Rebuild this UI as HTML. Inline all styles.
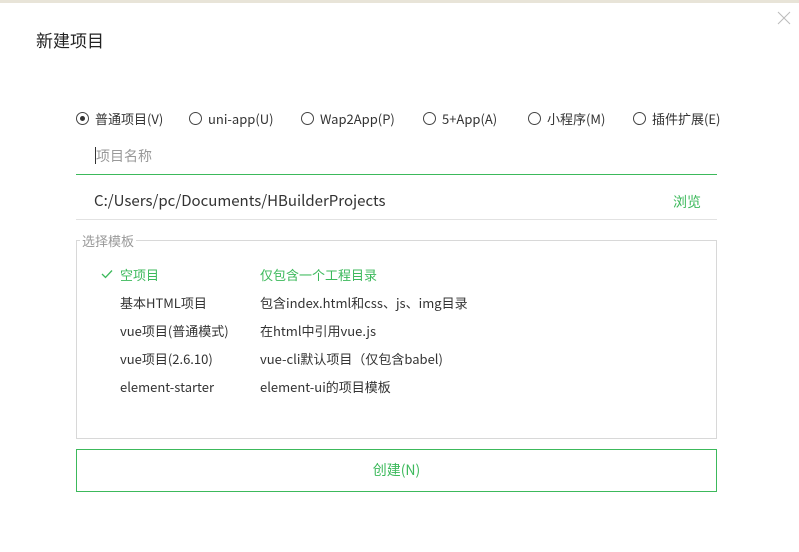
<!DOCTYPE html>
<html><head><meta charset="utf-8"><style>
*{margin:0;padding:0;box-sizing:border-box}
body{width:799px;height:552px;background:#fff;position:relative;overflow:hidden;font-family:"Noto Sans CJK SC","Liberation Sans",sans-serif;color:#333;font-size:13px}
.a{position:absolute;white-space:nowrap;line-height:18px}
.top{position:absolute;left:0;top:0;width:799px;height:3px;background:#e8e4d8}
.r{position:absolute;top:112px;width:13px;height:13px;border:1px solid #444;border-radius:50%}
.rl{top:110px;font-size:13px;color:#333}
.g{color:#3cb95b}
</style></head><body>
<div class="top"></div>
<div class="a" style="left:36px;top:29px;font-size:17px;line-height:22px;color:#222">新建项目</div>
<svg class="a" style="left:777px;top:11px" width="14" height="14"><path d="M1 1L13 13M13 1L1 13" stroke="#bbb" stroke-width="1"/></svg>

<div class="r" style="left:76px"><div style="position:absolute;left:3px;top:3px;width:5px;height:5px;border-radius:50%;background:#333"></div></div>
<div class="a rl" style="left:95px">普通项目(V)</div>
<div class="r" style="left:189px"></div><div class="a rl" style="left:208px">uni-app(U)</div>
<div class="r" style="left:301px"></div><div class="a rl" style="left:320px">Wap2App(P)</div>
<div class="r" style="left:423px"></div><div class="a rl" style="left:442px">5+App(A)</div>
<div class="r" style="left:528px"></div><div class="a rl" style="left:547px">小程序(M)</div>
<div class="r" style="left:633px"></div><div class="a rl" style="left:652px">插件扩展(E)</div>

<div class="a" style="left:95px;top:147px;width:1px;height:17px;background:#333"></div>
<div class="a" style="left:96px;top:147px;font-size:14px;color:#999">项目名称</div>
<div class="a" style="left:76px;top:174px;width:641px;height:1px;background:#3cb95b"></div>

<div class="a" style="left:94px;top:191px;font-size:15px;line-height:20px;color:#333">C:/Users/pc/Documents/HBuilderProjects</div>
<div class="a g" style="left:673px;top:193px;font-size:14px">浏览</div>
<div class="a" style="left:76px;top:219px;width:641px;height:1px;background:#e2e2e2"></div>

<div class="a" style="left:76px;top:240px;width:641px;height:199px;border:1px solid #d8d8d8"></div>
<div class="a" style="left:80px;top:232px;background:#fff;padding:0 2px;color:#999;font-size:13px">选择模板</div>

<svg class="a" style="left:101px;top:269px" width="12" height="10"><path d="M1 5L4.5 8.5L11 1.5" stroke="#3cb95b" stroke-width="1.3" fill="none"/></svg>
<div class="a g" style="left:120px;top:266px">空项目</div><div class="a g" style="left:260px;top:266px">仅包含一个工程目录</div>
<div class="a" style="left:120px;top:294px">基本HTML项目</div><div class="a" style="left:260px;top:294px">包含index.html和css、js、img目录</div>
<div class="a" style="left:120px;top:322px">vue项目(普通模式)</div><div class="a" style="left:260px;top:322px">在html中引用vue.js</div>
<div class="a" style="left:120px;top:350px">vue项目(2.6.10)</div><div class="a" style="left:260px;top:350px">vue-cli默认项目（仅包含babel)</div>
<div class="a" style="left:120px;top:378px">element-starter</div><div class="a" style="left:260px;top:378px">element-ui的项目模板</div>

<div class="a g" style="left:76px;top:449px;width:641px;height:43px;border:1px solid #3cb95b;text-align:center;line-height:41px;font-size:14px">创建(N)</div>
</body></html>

******************************

WHAT YOU SHOULD DO — In your copy, leave out the pictures and reproduce the material above exactly.

TASK OUTPUT —
Rebuild this UI as HTML. Inline all styles.
<!DOCTYPE html>
<html><head><meta charset="utf-8"><style>
*{margin:0;padding:0;box-sizing:border-box}
body{width:799px;height:552px;background:#fff;position:relative;overflow:hidden;font-family:"Noto Sans CJK SC","Liberation Sans",sans-serif;color:#333;font-size:13px}
.a{position:absolute;white-space:nowrap;line-height:18px}
.top{position:absolute;left:0;top:0;width:799px;height:3px;background:#e8e4d8}
.r{position:absolute;top:112px;width:13px;height:13px;border:1px solid #444;border-radius:50%}
.rl{top:110px;font-size:13px;color:#333}
.g{color:#3cb95b}
</style></head><body>
<div class="top"></div>
<div class="a" style="left:36px;top:29px;font-size:17px;line-height:22px;color:#222">新建项目</div>
<svg class="a" style="left:777px;top:11px" width="14" height="14"><path d="M1 1L13 13M13 1L1 13" stroke="#bbb" stroke-width="1"/></svg>

<div class="r" style="left:76px"><div style="position:absolute;left:3px;top:3px;width:5px;height:5px;border-radius:50%;background:#333"></div></div>
<div class="a rl" style="left:95px">普通项目(V)</div>
<div class="r" style="left:189px"></div><div class="a rl" style="left:208px">uni-app(U)</div>
<div class="r" style="left:301px"></div><div class="a rl" style="left:320px">Wap2App(P)</div>
<div class="r" style="left:423px"></div><div class="a rl" style="left:442px">5+App(A)</div>
<div class="r" style="left:528px"></div><div class="a rl" style="left:547px">小程序(M)</div>
<div class="r" style="left:633px"></div><div class="a rl" style="left:652px">插件扩展(E)</div>

<div class="a" style="left:95px;top:147px;width:1px;height:17px;background:#333"></div>
<div class="a" style="left:96px;top:147px;font-size:14px;color:#999">项目名称</div>
<div class="a" style="left:76px;top:174px;width:641px;height:1px;background:#3cb95b"></div>

<div class="a" style="left:94px;top:191px;font-size:15px;line-height:20px;color:#333">C:/Users/pc/Documents/HBuilderProjects</div>
<div class="a g" style="left:673px;top:193px;font-size:14px">浏览</div>
<div class="a" style="left:76px;top:219px;width:641px;height:1px;background:#e2e2e2"></div>

<div class="a" style="left:76px;top:240px;width:641px;height:199px;border:1px solid #d8d8d8"></div>
<div class="a" style="left:80px;top:232px;background:#fff;padding:0 2px;color:#999;font-size:13px">选择模板</div>

<svg class="a" style="left:101px;top:269px" width="12" height="10"><path d="M1 5L4.5 8.5L11 1.5" stroke="#3cb95b" stroke-width="1.3" fill="none"/></svg>
<div class="a g" style="left:120px;top:266px">空项目</div><div class="a g" style="left:260px;top:266px">仅包含一个工程目录</div>
<div class="a" style="left:120px;top:294px">基本HTML项目</div><div class="a" style="left:260px;top:294px">包含index.html和css、js、img目录</div>
<div class="a" style="left:120px;top:322px">vue项目(普通模式)</div><div class="a" style="left:260px;top:322px">在html中引用vue.js</div>
<div class="a" style="left:120px;top:350px">vue项目(2.6.10)</div><div class="a" style="left:260px;top:350px">vue-cli默认项目（仅包含babel)</div>
<div class="a" style="left:120px;top:378px">element-starter</div><div class="a" style="left:260px;top:378px">element-ui的项目模板</div>

<div class="a g" style="left:76px;top:449px;width:641px;height:43px;border:1px solid #3cb95b;text-align:center;line-height:41px;font-size:14px">创建(N)</div>
</body></html>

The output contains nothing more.